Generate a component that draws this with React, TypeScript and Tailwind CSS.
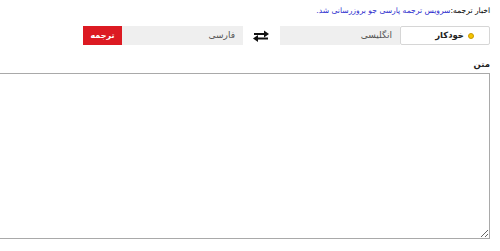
import React from "react";

function SwapIcon() {
  return (
    <svg width="18" height="12" viewBox="0 0 18 12" fill="none">
      <path d="M2 4h11" stroke="#111" strokeWidth="2" />
      <path d="M12 0.5 17 4 12 7.5Z" fill="#111" />
      <path d="M16 8.5H5" stroke="#111" strokeWidth="2" />
      <path d="M6 5 1 8.5 6 12Z" fill="#111" />
    </svg>
  );
}

export default function App() {
  return (
    <div
      dir="rtl"
      className="w-[500px] h-[251px] overflow-hidden bg-white pr-[10px] text-[9.5px] text-[#222]"
      style={{ fontFamily: '"DejaVu Sans", "Liberation Sans", sans-serif' }}
    >
      <div className="pt-[5px] h-[26px] leading-[12px] text-[7.6px]">
        <span className="text-black">اخبار ترجمه:</span>
        <span className="text-[#2a2acd]">سرویس ترجمه پارسی جو بروزرسانی شد.</span>
      </div>

      <div className="flex items-center h-[19px]">
        <div className="flex items-center gap-[4px] w-[90px] h-full bg-white border border-[#d6d6d6] rounded-[2px] pr-[15px] font-bold text-[8.5px]">
          <span className="w-[6px] h-[6px] rounded-full bg-[#f5c400] border border-[#c99a00]" />
          <span>خودکار</span>
        </div>
        <div className="flex items-center w-[120px] h-full bg-[#efefef] pr-[8px] text-[#555] text-[9px]">
          انگلیسی
        </div>
        <div className="flex items-center justify-center w-[18px] mr-[10px] ml-[9px]">
          <SwapIcon />
        </div>
        <div className="flex items-center w-[121px] h-full bg-[#efefef] pr-[8px] text-[#555] text-[9px]">
          فارسی
        </div>
        <button className="w-[39px] h-full bg-[#dc1a22] text-white font-bold text-[8px]">
          ترجمه
        </button>
      </div>

      <div className="mt-[13px] h-[15px] font-semibold leading-[12px] text-[8.5px]">متن</div>

      <div className="flex justify-start">
        <textarea
          dir="ltr"
          className="block shrink-0 w-[500px] h-[166px] border border-[#a9a9a9] bg-white resize outline-none"
        />
      </div>
    </div>
  );
}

====

→ Objective
Copy out every line of the material above exactly, skipping the pictures.

→ Complete response
Generate a component that draws this with React, TypeScript and Tailwind CSS.
import React from "react";

function SwapIcon() {
  return (
    <svg width="18" height="12" viewBox="0 0 18 12" fill="none">
      <path d="M2 4h11" stroke="#111" strokeWidth="2" />
      <path d="M12 0.5 17 4 12 7.5Z" fill="#111" />
      <path d="M16 8.5H5" stroke="#111" strokeWidth="2" />
      <path d="M6 5 1 8.5 6 12Z" fill="#111" />
    </svg>
  );
}

export default function App() {
  return (
    <div
      dir="rtl"
      className="w-[500px] h-[251px] overflow-hidden bg-white pr-[10px] text-[9.5px] text-[#222]"
      style={{ fontFamily: '"DejaVu Sans", "Liberation Sans", sans-serif' }}
    >
      <div className="pt-[5px] h-[26px] leading-[12px] text-[7.6px]">
        <span className="text-black">اخبار ترجمه:</span>
        <span className="text-[#2a2acd]">سرویس ترجمه پارسی جو بروزرسانی شد.</span>
      </div>

      <div className="flex items-center h-[19px]">
        <div className="flex items-center gap-[4px] w-[90px] h-full bg-white border border-[#d6d6d6] rounded-[2px] pr-[15px] font-bold text-[8.5px]">
          <span className="w-[6px] h-[6px] rounded-full bg-[#f5c400] border border-[#c99a00]" />
          <span>خودکار</span>
        </div>
        <div className="flex items-center w-[120px] h-full bg-[#efefef] pr-[8px] text-[#555] text-[9px]">
          انگلیسی
        </div>
        <div className="flex items-center justify-center w-[18px] mr-[10px] ml-[9px]">
          <SwapIcon />
        </div>
        <div className="flex items-center w-[121px] h-full bg-[#efefef] pr-[8px] text-[#555] text-[9px]">
          فارسی
        </div>
        <button className="w-[39px] h-full bg-[#dc1a22] text-white font-bold text-[8px]">
          ترجمه
        </button>
      </div>

      <div className="mt-[13px] h-[15px] font-semibold leading-[12px] text-[8.5px]">متن</div>

      <div className="flex justify-start">
        <textarea
          dir="ltr"
          className="block shrink-0 w-[500px] h-[166px] border border-[#a9a9a9] bg-white resize outline-none"
        />
      </div>
    </div>
  );
}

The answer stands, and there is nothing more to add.